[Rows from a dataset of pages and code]
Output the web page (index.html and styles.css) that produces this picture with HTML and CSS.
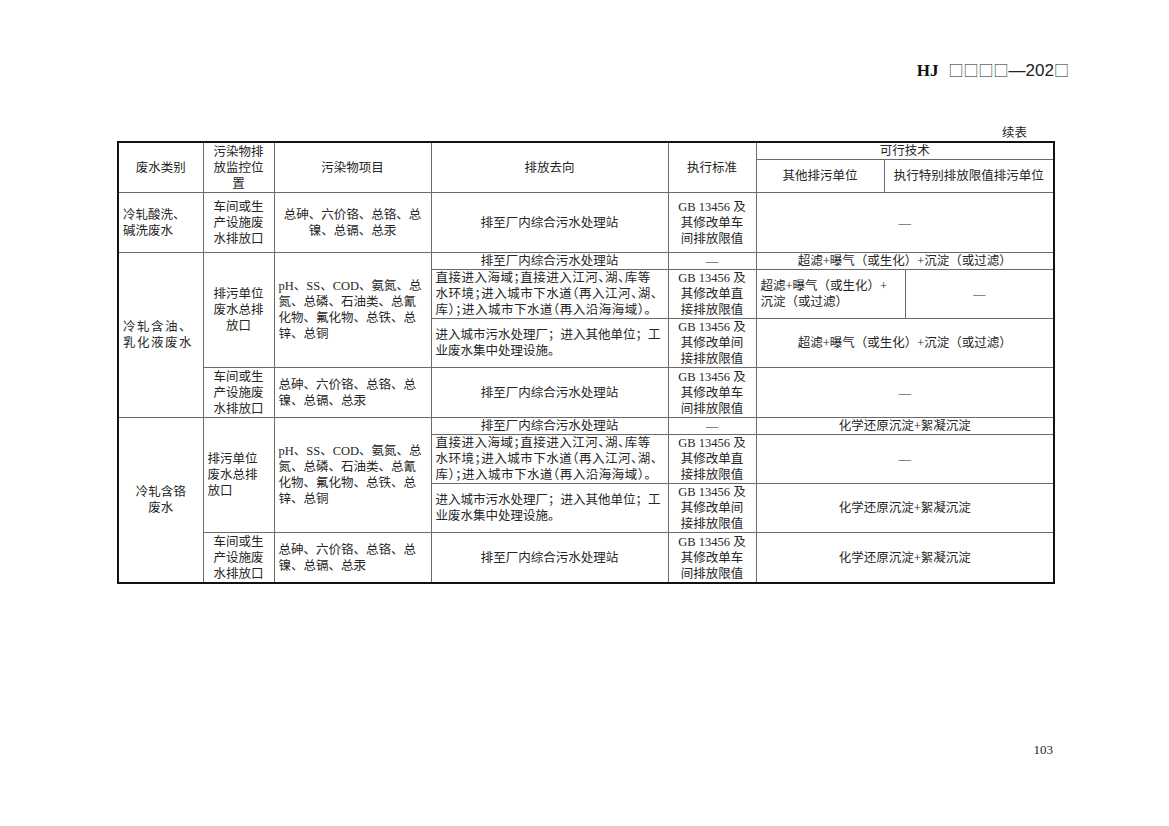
FILE: index.html
```html
<!DOCTYPE html>
<html lang="zh-CN">
<head>
<meta charset="utf-8">
<title>HJ 续表</title>
<link rel="stylesheet" href="styles.css">
</head>
<body>
<div class="page">
  <header class="doc-head"><span class="hj">HJ</span><span class="code"><span class="bx">□□□□</span>—202<span class="bx">□</span></span></header>
  <div class="cont">续表</div>
  <table class="tbl">
    <colgroup>
      <col class="c1"><col class="c2"><col class="c3"><col class="c4"><col class="c5"><col class="c6"><col class="c7a"><col class="c7b">
    </colgroup>
    <thead>
      <tr class="h17">
        <th rowspan="2">废水类别</th>
        <th rowspan="2">污染物排<br>放监控位<br>置</th>
        <th rowspan="2">污染物项目</th>
        <th rowspan="2">排放去向</th>
        <th rowspan="2">执行标准</th>
        <th colspan="3">可行技术</th>
      </tr>
      <tr class="h33">
        <th>其他排污单位</th>
        <th colspan="2">执行特别排放限值排污单位</th>
      </tr>
    </thead>
    <tbody>
      <tr class="h60">
        <td class="l">冷轧酸洗、<br>碱洗废水</td>
        <td>车间或生<br>产设施废<br>水排放口</td>
        <td>总砷、六价铬、总铬、总<br>镍、总镉、总汞</td>
        <td>排至厂内综合污水处理站</td>
        <td>GB 13456 及<br>其修改单车<br>间排放限值</td>
        <td colspan="3">—</td>
      </tr>
    </tbody>
    <tbody>
      <tr class="h17">
        <td rowspan="4" class="l sp">冷轧含油、<br>乳化液废水</td>
        <td rowspan="3">排污单位<br>废水总排<br>放口</td>
        <td rowspan="3" class="l">pH、SS、COD、氨氮、总<br>氮、总磷、石油类、总氰<br>化物、氟化物、总铁、总<br>锌、总铜</td>
        <td>排至厂内综合污水处理站</td>
        <td>—</td>
        <td colspan="3">超滤+曝气（或生化）+沉淀（或过滤）</td>
      </tr>
      <tr class="h49">
        <td class="l halt">直接进入海域；直接进入江河、湖、库等<br>水环境；进入城市下水道（再入江河、湖、<br>库）；进入城市下水道（再入沿海海域）。</td>
        <td>GB 13456 及<br>其修改单直<br>接排放限值</td>
        <td colspan="2" class="l">超滤+曝气（或生化）+<br>沉淀（或过滤）</td>
        <td>—</td>
      </tr>
      <tr class="h49">
        <td class="l">进入城市污水处理厂；进入其他单位；工<br>业废水集中处理设施。</td>
        <td>GB 13456 及<br>其修改单间<br>接排放限值</td>
        <td colspan="3">超滤+曝气（或生化）+沉淀（或过滤）</td>
      </tr>
      <tr class="h50">
        <td>车间或生<br>产设施废<br>水排放口</td>
        <td class="l">总砷、六价铬、总铬、总<br>镍、总镉、总汞</td>
        <td>排至厂内综合污水处理站</td>
        <td>GB 13456 及<br>其修改单车<br>间排放限值</td>
        <td colspan="3">—</td>
      </tr>
    </tbody>
    <tbody>
      <tr class="h17">
        <td rowspan="4">冷轧含铬<br>废水</td>
        <td rowspan="3" class="l">排污单位<br>废水总排<br>放口</td>
        <td rowspan="3" class="l">pH、SS、COD、氨氮、总<br>氮、总磷、石油类、总氰<br>化物、氟化物、总铁、总<br>锌、总铜</td>
        <td>排至厂内综合污水处理站</td>
        <td>—</td>
        <td colspan="3">化学还原沉淀+絮凝沉淀</td>
      </tr>
      <tr class="h49">
        <td class="l halt">直接进入海域；直接进入江河、湖、库等<br>水环境；进入城市下水道（再入江河、湖、<br>库）；进入城市下水道（再入沿海海域）。</td>
        <td>GB 13456 及<br>其修改单直<br>接排放限值</td>
        <td colspan="3">—</td>
      </tr>
      <tr class="h49">
        <td class="l">进入城市污水处理厂；进入其他单位；工<br>业废水集中处理设施。</td>
        <td>GB 13456 及<br>其修改单间<br>接排放限值</td>
        <td colspan="3">化学还原沉淀+絮凝沉淀</td>
      </tr>
      <tr class="h50">
        <td>车间或生<br>产设施废<br>水排放口</td>
        <td class="l">总砷、六价铬、总铬、总<br>镍、总镉、总汞</td>
        <td>排至厂内综合污水处理站</td>
        <td>GB 13456 及<br>其修改单车<br>间排放限值</td>
        <td colspan="3">化学还原沉淀+絮凝沉淀</td>
      </tr>
    </tbody>
  </table>
  <footer class="pno">103</footer>
</div>
</body>
</html>
```
FILE: styles.css
```css
html, body {
  margin: 0;
  padding: 0;
  background: #fff;
}
body {
  color: #262626;
  font-family: "Liberation Serif", "Noto Sans CJK SC", serif;
}
.page {
  width: 1169px;
  height: 826px;
  box-sizing: border-box;
  padding-top: 60px;
  display: flex;
  flex-direction: column;
}
.doc-head {
  display: flex;
  justify-content: flex-end;
  align-items: baseline;
  gap: 10px;
  padding-right: 100px;
  height: 20px;
  line-height: 20px;
  font-size: 17px;
}
.hj {
  font-family: "Liberation Serif", serif;
  font-weight: bold;
  color: #111;
}
.code {
  font-family: "Liberation Sans", sans-serif;
  color: #222;
}
.bx {
  font-family: "Noto Sans CJK SC", sans-serif;
  font-size: 15px;
  font-weight: 300;
}
.cont {
  margin-top: 44px;
  height: 16px;
  line-height: 16px;
  font-size: 12.5px;
  text-align: right;
  padding-right: 142px;
  font-family: "Noto Sans CJK SC", sans-serif;
}
.tbl {
  margin: 1px 0 0 117px;
  width: 936px;
  table-layout: fixed;
  border-collapse: collapse;
  border: 2px solid #111;
  font-size: 12.5px;
  line-height: 16px;
}
.c1 { width: 85px; }
.c2 { width: 71px; }
.c3 { width: 157px; }
.c4 { width: 237px; }
.c5 { width: 88px; }
.c6 { width: 128px; }
.c7a { width: 21px; }
.c7b { width: 149px; }
.tbl th, .tbl td {
  border: 1px solid #6a6a6a;
  padding: 0 4px;
  text-align: center;
  vertical-align: middle;
  font-weight: normal;
  white-space: nowrap;
  overflow: hidden;
}
.tbl td.l { text-align: left; }
.tbl td.sp { letter-spacing: 1.5px; }
.tbl td.halt { font-feature-settings: "halt" 1; letter-spacing: 0.5px; }
.h17 > * { height: 16px; }
.h33 > * { height: 32px; }
.h60 > * { height: 59px; }
.h49 > * { height: 48px; }
.h50 > * { height: 49px; }
.pno {
  margin-top: auto;
  margin-bottom: 68px;
  text-align: right;
  padding-right: 116px;
  font-size: 13px;
  line-height: 16px;
}
```
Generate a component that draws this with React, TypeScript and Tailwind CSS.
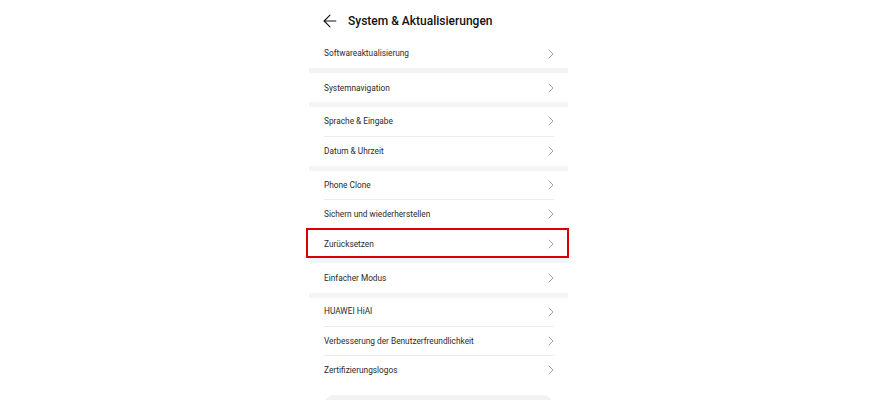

Written exercise —
Quote the material exactly. Pictures stay out.

Answer to the task —
Output the web page (index.html and styles.css) that produces this picture with HTML and CSS.
FILE: index.html
```html
<!DOCTYPE html>
<html lang="zh-CN">
<head>
<meta charset="utf-8">
<title>HJ 续表</title>
<link rel="stylesheet" href="styles.css">
</head>
<body>
<div class="page">
  <header class="doc-head"><span class="hj">HJ</span><span class="code"><span class="bx">□□□□</span>—202<span class="bx">□</span></span></header>
  <div class="cont">续表</div>
  <table class="tbl">
    <colgroup>
      <col class="c1"><col class="c2"><col class="c3"><col class="c4"><col class="c5"><col class="c6"><col class="c7a"><col class="c7b">
    </colgroup>
    <thead>
      <tr class="h17">
        <th rowspan="2">废水类别</th>
        <th rowspan="2">污染物排<br>放监控位<br>置</th>
        <th rowspan="2">污染物项目</th>
        <th rowspan="2">排放去向</th>
        <th rowspan="2">执行标准</th>
        <th colspan="3">可行技术</th>
      </tr>
      <tr class="h33">
        <th>其他排污单位</th>
        <th colspan="2">执行特别排放限值排污单位</th>
      </tr>
    </thead>
    <tbody>
      <tr class="h60">
        <td class="l">冷轧酸洗、<br>碱洗废水</td>
        <td>车间或生<br>产设施废<br>水排放口</td>
        <td>总砷、六价铬、总铬、总<br>镍、总镉、总汞</td>
        <td>排至厂内综合污水处理站</td>
        <td>GB 13456 及<br>其修改单车<br>间排放限值</td>
        <td colspan="3">—</td>
      </tr>
    </tbody>
    <tbody>
      <tr class="h17">
        <td rowspan="4" class="l sp">冷轧含油、<br>乳化液废水</td>
        <td rowspan="3">排污单位<br>废水总排<br>放口</td>
        <td rowspan="3" class="l">pH、SS、COD、氨氮、总<br>氮、总磷、石油类、总氰<br>化物、氟化物、总铁、总<br>锌、总铜</td>
        <td>排至厂内综合污水处理站</td>
        <td>—</td>
        <td colspan="3">超滤+曝气（或生化）+沉淀（或过滤）</td>
      </tr>
      <tr class="h49">
        <td class="l halt">直接进入海域；直接进入江河、湖、库等<br>水环境；进入城市下水道（再入江河、湖、<br>库）；进入城市下水道（再入沿海海域）。</td>
        <td>GB 13456 及<br>其修改单直<br>接排放限值</td>
        <td colspan="2" class="l">超滤+曝气（或生化）+<br>沉淀（或过滤）</td>
        <td>—</td>
      </tr>
      <tr class="h49">
        <td class="l">进入城市污水处理厂；进入其他单位；工<br>业废水集中处理设施。</td>
        <td>GB 13456 及<br>其修改单间<br>接排放限值</td>
        <td colspan="3">超滤+曝气（或生化）+沉淀（或过滤）</td>
      </tr>
      <tr class="h50">
        <td>车间或生<br>产设施废<br>水排放口</td>
        <td class="l">总砷、六价铬、总铬、总<br>镍、总镉、总汞</td>
        <td>排至厂内综合污水处理站</td>
        <td>GB 13456 及<br>其修改单车<br>间排放限值</td>
        <td colspan="3">—</td>
      </tr>
    </tbody>
    <tbody>
      <tr class="h17">
        <td rowspan="4">冷轧含铬<br>废水</td>
        <td rowspan="3" class="l">排污单位<br>废水总排<br>放口</td>
        <td rowspan="3" class="l">pH、SS、COD、氨氮、总<br>氮、总磷、石油类、总氰<br>化物、氟化物、总铁、总<br>锌、总铜</td>
        <td>排至厂内综合污水处理站</td>
        <td>—</td>
        <td colspan="3">化学还原沉淀+絮凝沉淀</td>
      </tr>
      <tr class="h49">
        <td class="l halt">直接进入海域；直接进入江河、湖、库等<br>水环境；进入城市下水道（再入江河、湖、<br>库）；进入城市下水道（再入沿海海域）。</td>
        <td>GB 13456 及<br>其修改单直<br>接排放限值</td>
        <td colspan="3">—</td>
      </tr>
      <tr class="h49">
        <td class="l">进入城市污水处理厂；进入其他单位；工<br>业废水集中处理设施。</td>
        <td>GB 13456 及<br>其修改单间<br>接排放限值</td>
        <td colspan="3">化学还原沉淀+絮凝沉淀</td>
      </tr>
      <tr class="h50">
        <td>车间或生<br>产设施废<br>水排放口</td>
        <td class="l">总砷、六价铬、总铬、总<br>镍、总镉、总汞</td>
        <td>排至厂内综合污水处理站</td>
        <td>GB 13456 及<br>其修改单车<br>间排放限值</td>
        <td colspan="3">化学还原沉淀+絮凝沉淀</td>
      </tr>
    </tbody>
  </table>
  <footer class="pno">103</footer>
</div>
</body>
</html>
```
FILE: styles.css
```css
html, body {
  margin: 0;
  padding: 0;
  background: #fff;
}
body {
  color: #262626;
  font-family: "Liberation Serif", "Noto Sans CJK SC", serif;
}
.page {
  width: 1169px;
  height: 826px;
  box-sizing: border-box;
  padding-top: 60px;
  display: flex;
  flex-direction: column;
}
.doc-head {
  display: flex;
  justify-content: flex-end;
  align-items: baseline;
  gap: 10px;
  padding-right: 100px;
  height: 20px;
  line-height: 20px;
  font-size: 17px;
}
.hj {
  font-family: "Liberation Serif", serif;
  font-weight: bold;
  color: #111;
}
.code {
  font-family: "Liberation Sans", sans-serif;
  color: #222;
}
.bx {
  font-family: "Noto Sans CJK SC", sans-serif;
  font-size: 15px;
  font-weight: 300;
}
.cont {
  margin-top: 44px;
  height: 16px;
  line-height: 16px;
  font-size: 12.5px;
  text-align: right;
  padding-right: 142px;
  font-family: "Noto Sans CJK SC", sans-serif;
}
.tbl {
  margin: 1px 0 0 117px;
  width: 936px;
  table-layout: fixed;
  border-collapse: collapse;
  border: 2px solid #111;
  font-size: 12.5px;
  line-height: 16px;
}
.c1 { width: 85px; }
.c2 { width: 71px; }
.c3 { width: 157px; }
.c4 { width: 237px; }
.c5 { width: 88px; }
.c6 { width: 128px; }
.c7a { width: 21px; }
.c7b { width: 149px; }
.tbl th, .tbl td {
  border: 1px solid #6a6a6a;
  padding: 0 4px;
  text-align: center;
  vertical-align: middle;
  font-weight: normal;
  white-space: nowrap;
  overflow: hidden;
}
.tbl td.l { text-align: left; }
.tbl td.sp { letter-spacing: 1.5px; }
.tbl td.halt { font-feature-settings: "halt" 1; letter-spacing: 0.5px; }
.h17 > * { height: 16px; }
.h33 > * { height: 32px; }
.h60 > * { height: 59px; }
.h49 > * { height: 48px; }
.h50 > * { height: 49px; }
.pno {
  margin-top: auto;
  margin-bottom: 68px;
  text-align: right;
  padding-right: 116px;
  font-size: 13px;
  line-height: 16px;
}
```
Generate a component that draws this with React, TypeScript and Tailwind CSS.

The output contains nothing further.